Lampu merah news.id
Jakarta -Kementerian Badan Usaha Milik negara (BUMN) terus berupaya memperbaiki perusahaan-perusahaan negara yang memiliki kinerja buruk atau tidak sehat, namun usaha itu nampaknya mengalami kendala, sehingga dampaknya dari total 14 BUMN sakit, 6 di antaranya terancam dibubarkan. Mereka adalah PT Indah Karya (Persero), PT Dok Dan Perkapalan Surabaya (Persero), PT Amarta Karya (Persero), PT Barata Indonesia (Persero), PT Varuna Tirta Prakasya (Persero), dan PT Semen Kupang.
Salah satu perusahaan yang disinyalir kinerjanya buruk dan terancam di bubarkan adalah PT Amarta Karya (Persero), perusahaan negara yang bergerak dalam bidang usaha pabrikasi konstruksi baja.
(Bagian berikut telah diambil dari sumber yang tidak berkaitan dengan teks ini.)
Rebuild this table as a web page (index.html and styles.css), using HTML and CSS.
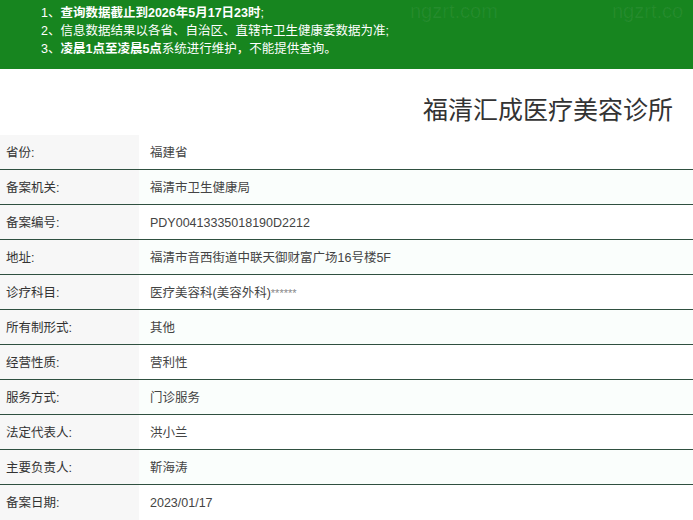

Jasa yang disediakan dibedakan menjadi jasa konstruksi spesialis dan jasa industri penunjang konstruksi, akan tetapi berdasarkan penilaian sejak tahun 2023, Amarta Karya justru didera masalah.
Perusahaan menjalani proses Penundaan Kewajiban Pembayaran Utang (PKPU) terhadap sejumlah investor karena proyek Bukit Algoritmanya, bahkan terancam bangkrut, sehingga Kementerian BUMN pun berencana untuk membubarkan PT Amarta Karya tersebut
Sontak saja rencana tersebut mendapatkan respon dan bahkan memicu polemik dari berbagai kalangan masyarakat, ada pihak yang setuju agar Kementerian BUMN membubarkan PT Amarta Karya tersebut, namun di sisi lain PT Amarta Karya tersebut tidak layak untuk di bubarkan.
Menyikapi polemik tersebut, Ketua Poros Rawamangun Rudi Darmawanto kepada wartawan, ia mengatakan tidak semudah membalikkan tangan, serta tidak hanya mencermati dari hasil kinerja keuangan maupun kinerja managerial saja, namun juga mencermati dan bahkan mempertimbangkan unsur kemanusiaan atau harus dihitung akibat kebijakan pembubaran perseroan dibawa BUMN sebab banyak perseroan yang masih menjadi beban piutang nya kepada pihak ketiga yakni buruh maupun mandor pekerja beserta keluarganya, sebagai pihak yang terkena dampak negatif dari pembubaran suatu perusahaan negara.
“ Yang pasti bakal berdampak semakin menambah jumlah pengangguran baik secara kualitiatif maupun kuantitatif, para pekerja itu justru juga menambah beban negara, baik beban ekonomi maupun beban sosial.”ungkap Rudy Darmawanto, SH di Jakarta.(6/7/24).
Padahal, lanjut Rudy Darmawanto, seharusnya Kementerian BUMN sebagai Pembina, melakukan pembinaan agar perusahaan itu tidak bangkrut dan kemudian di tutup, seperti halnya PT Amarta Karya, yang selama beberapa waktu mengalami permasalahan serius, namun dari hasil pengamatan, dirinya melihat bahwa kondisi PT Amarta Karya sudah mulai membaik dan bahkan PT Amarta Karya dibawa pimpinan Nicolas Agung sudah mulai membaik dengan berbagai cara sehingga mampu memperbaiki kinerjanya dengan hasil capaian prestasi yang luar biasa, terbukti saat ini sedang mengerjakan banyak proyek strategis di berbagai daerah, meskipun di sisi lain PT Amarta Karya masih harus menyelesaikan pihutang dengan pihak ke 3 yakni kaum pekerjaan dan mandor proyek sebelumnya, yang secara bertahap diyakini dapat terselesaikan oleh pihak manajemen PT Amarta Karya.
“Dengan kondisi tersebut, menurut saya, PT Amarta Karya tidak layak untuk dibubarkan atau di likuidasi karena karena perseroan tersebut telah membaik dan ada good Will dari pimpinan perusahaan untuk melakukan penjadualan ulang pembayaran secara bertahap kepada pihak ke 3, dan saya justru berharap Kementerian BUMN memberikan dukungan pembinaan secara strategis agar PT Amarta Karya dapat bertahan dan dapat semakin berkembang menjadi perusahaan negara yang sehat dan untuk menyambut Indonesia Emas tahun 2045 mendatang.”pungkas Rudy Darmawanto, SH.